GIVEN INSTRUCTION:
Provide nothing but the number of lines containing the string "screenshot".

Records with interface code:

▽

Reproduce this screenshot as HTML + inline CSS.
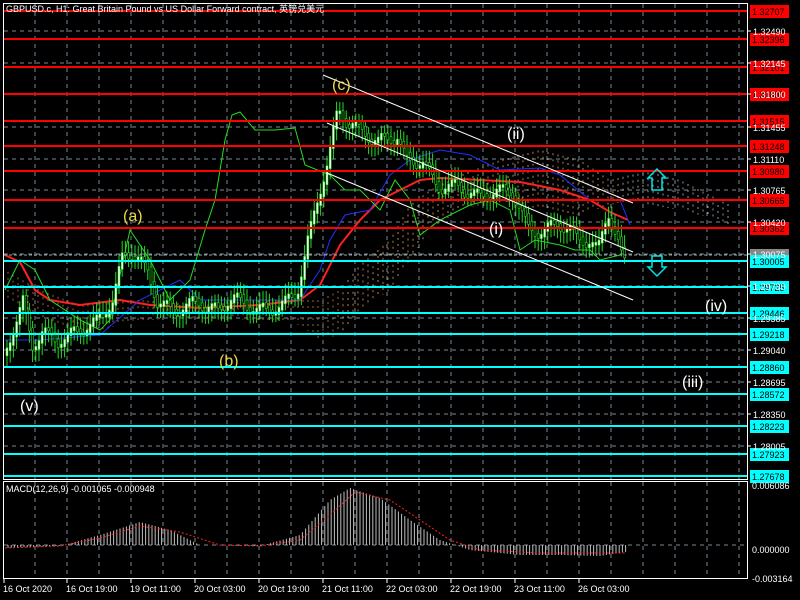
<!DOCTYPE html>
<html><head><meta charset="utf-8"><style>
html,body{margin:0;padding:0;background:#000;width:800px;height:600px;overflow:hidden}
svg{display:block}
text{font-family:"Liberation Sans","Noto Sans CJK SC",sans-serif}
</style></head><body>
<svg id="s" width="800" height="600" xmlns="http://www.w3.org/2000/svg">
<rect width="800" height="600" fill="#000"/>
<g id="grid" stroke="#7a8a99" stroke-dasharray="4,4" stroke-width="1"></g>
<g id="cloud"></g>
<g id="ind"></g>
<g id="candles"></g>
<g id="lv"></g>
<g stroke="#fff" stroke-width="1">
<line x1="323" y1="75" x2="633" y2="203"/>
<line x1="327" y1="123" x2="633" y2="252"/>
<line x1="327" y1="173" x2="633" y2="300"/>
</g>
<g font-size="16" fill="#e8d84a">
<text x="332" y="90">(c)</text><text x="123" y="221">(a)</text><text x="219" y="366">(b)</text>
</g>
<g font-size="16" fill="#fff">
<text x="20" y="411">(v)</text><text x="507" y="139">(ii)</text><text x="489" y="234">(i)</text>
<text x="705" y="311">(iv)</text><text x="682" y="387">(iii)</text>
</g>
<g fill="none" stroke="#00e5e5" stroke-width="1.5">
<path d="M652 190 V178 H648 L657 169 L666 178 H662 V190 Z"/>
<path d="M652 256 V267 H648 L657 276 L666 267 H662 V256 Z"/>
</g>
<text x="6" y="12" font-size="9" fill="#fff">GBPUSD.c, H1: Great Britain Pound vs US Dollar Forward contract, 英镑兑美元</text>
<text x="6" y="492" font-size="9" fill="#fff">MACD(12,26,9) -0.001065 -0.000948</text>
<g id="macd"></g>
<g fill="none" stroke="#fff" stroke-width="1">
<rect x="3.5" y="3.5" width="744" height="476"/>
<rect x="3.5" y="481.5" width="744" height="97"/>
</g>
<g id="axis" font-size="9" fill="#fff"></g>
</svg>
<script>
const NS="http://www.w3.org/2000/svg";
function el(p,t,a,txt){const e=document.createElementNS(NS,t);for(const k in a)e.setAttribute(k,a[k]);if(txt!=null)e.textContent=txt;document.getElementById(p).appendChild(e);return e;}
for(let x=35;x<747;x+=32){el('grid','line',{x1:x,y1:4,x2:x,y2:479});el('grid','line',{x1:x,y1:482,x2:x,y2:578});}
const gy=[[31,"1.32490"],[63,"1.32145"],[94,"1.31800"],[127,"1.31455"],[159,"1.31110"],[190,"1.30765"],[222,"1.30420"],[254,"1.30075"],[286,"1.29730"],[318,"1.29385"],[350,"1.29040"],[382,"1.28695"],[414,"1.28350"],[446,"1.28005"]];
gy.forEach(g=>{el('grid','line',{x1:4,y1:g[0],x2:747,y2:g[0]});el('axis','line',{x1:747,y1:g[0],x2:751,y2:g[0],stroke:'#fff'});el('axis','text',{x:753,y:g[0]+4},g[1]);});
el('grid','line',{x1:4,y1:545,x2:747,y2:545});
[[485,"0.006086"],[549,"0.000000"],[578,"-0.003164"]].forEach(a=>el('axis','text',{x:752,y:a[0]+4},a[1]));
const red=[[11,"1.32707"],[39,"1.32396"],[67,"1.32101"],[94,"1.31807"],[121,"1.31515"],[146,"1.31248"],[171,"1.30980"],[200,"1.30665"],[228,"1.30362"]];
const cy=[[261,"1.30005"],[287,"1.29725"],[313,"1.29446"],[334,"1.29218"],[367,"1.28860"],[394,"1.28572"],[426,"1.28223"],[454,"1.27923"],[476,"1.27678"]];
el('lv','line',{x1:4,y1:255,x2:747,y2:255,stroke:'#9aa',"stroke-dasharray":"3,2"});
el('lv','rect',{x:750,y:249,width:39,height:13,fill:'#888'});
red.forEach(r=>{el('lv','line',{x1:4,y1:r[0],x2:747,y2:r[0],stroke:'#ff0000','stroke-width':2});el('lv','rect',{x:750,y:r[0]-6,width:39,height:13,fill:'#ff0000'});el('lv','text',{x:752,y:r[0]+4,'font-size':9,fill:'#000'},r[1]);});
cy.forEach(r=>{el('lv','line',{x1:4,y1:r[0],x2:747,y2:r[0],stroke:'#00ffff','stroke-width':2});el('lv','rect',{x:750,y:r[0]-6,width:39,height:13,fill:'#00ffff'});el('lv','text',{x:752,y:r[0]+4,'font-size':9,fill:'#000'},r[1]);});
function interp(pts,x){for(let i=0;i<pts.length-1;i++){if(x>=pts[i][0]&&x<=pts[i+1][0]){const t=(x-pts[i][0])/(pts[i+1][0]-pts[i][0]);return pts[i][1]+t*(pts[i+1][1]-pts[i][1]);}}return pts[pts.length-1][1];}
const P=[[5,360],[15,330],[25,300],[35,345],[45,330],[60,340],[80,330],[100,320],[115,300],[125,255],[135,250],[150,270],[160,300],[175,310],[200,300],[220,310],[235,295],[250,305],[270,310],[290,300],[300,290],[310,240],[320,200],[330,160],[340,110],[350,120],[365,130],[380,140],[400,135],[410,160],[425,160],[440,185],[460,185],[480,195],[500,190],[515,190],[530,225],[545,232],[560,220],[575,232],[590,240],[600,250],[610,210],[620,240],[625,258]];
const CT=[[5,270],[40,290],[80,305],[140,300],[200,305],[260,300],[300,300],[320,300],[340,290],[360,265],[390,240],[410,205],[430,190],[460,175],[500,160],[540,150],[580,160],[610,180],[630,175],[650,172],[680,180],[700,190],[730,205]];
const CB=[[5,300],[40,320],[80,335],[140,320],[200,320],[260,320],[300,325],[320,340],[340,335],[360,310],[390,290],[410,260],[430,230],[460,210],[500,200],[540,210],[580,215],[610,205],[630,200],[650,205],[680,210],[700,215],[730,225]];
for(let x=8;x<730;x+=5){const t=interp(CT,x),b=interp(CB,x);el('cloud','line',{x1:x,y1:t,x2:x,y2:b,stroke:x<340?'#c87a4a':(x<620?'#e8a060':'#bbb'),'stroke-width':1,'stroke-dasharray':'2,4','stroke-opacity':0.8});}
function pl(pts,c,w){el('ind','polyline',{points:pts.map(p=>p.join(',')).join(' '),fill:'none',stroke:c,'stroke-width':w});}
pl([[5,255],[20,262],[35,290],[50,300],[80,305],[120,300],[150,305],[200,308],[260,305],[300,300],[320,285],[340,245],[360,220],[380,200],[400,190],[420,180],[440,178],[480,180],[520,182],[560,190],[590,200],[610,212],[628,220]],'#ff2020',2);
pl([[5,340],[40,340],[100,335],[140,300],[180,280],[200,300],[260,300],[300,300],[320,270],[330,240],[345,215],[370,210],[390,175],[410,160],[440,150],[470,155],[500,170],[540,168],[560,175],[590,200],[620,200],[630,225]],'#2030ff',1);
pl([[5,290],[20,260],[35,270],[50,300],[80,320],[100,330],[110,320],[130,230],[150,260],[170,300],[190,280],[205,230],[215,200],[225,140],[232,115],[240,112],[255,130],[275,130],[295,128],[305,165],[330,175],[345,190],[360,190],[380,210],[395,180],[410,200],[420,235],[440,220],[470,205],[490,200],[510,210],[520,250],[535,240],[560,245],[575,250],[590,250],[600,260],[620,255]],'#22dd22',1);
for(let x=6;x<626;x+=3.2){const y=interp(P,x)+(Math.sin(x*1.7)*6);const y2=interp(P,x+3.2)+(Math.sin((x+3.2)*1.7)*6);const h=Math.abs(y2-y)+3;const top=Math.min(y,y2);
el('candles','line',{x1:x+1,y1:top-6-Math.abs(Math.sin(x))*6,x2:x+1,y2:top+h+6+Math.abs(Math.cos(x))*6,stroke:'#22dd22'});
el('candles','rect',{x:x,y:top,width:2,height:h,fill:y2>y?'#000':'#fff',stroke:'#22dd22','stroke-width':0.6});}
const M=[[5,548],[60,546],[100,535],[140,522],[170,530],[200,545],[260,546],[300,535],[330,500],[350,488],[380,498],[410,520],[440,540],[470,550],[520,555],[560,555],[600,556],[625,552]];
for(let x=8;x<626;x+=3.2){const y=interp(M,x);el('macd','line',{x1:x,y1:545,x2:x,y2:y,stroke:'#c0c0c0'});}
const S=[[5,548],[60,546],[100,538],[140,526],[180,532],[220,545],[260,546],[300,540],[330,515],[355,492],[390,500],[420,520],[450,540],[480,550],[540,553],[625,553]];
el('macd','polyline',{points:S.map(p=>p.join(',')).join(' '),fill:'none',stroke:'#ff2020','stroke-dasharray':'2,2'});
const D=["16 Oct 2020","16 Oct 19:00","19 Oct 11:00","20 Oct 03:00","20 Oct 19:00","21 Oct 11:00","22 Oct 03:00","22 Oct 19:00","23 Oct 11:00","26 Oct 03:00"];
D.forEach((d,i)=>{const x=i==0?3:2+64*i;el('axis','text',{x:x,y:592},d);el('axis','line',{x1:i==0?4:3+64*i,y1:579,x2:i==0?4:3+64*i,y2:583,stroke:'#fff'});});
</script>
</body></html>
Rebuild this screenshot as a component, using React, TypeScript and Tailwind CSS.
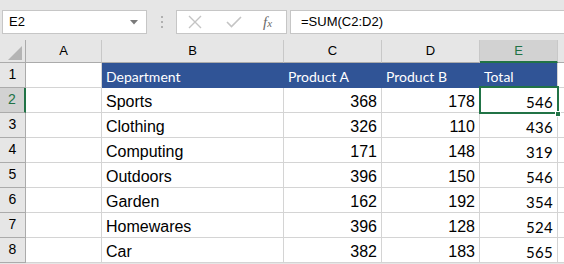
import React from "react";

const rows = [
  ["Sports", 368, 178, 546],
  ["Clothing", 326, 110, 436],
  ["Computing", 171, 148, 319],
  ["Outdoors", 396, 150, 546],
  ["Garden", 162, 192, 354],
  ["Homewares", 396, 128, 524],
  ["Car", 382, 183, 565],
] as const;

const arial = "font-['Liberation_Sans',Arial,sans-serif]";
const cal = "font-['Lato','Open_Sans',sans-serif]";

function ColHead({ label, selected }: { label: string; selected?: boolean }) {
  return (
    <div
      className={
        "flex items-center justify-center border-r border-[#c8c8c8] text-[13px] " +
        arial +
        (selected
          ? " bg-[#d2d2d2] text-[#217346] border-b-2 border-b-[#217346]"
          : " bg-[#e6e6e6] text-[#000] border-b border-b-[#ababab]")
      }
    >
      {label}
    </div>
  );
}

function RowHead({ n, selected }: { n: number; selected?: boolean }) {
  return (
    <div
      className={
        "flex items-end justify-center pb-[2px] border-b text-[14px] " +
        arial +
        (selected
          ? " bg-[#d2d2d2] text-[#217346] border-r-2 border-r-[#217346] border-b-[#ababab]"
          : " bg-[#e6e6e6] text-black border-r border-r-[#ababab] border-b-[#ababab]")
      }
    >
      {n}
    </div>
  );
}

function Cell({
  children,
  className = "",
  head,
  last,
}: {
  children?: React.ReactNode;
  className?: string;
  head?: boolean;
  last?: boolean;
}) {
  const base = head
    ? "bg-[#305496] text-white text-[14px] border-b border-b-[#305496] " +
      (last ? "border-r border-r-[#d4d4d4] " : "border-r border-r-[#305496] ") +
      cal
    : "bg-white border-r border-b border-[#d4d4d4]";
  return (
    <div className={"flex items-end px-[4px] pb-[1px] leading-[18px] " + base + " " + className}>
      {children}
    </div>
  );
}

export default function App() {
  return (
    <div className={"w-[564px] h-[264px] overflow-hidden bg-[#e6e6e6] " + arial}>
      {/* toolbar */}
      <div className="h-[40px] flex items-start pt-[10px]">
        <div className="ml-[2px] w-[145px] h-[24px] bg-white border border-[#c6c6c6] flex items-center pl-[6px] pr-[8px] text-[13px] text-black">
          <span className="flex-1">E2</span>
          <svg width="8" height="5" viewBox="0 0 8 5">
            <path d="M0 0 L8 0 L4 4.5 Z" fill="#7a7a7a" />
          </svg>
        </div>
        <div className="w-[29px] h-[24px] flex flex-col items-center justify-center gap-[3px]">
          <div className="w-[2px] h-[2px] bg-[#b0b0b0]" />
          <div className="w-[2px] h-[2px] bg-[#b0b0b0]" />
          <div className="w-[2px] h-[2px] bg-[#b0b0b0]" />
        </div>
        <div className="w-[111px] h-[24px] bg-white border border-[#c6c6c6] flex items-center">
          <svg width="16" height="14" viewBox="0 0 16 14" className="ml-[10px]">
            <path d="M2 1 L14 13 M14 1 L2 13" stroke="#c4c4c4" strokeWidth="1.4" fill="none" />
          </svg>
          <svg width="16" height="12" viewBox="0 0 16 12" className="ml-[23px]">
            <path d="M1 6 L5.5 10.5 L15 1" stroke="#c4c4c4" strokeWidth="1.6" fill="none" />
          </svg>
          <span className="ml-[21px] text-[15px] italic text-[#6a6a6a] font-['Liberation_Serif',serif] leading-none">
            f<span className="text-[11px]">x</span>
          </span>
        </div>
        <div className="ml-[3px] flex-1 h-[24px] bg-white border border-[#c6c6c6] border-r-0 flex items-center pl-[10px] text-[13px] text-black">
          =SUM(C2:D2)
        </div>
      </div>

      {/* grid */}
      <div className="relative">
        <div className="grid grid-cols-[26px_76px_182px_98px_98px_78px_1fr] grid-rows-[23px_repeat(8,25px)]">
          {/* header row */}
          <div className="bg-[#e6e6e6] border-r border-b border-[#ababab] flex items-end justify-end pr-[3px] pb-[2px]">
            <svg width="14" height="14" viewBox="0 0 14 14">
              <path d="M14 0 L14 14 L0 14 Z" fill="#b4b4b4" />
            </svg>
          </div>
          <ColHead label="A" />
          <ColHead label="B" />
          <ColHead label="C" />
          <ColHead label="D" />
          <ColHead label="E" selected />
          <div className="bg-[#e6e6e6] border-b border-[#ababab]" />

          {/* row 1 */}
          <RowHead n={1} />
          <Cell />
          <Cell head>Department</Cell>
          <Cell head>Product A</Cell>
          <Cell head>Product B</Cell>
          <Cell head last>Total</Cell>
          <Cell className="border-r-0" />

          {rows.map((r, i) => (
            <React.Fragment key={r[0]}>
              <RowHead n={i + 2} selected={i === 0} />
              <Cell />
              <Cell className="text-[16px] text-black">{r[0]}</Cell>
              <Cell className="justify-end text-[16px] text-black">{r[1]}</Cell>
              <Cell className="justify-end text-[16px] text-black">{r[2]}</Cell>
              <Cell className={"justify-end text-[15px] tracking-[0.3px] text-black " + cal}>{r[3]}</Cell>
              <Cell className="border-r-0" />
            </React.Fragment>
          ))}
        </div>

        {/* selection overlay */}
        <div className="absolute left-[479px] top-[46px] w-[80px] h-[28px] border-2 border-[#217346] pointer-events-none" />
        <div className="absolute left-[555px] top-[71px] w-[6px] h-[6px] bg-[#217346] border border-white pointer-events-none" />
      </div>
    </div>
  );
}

△

EXERCISE OUTPUT:
2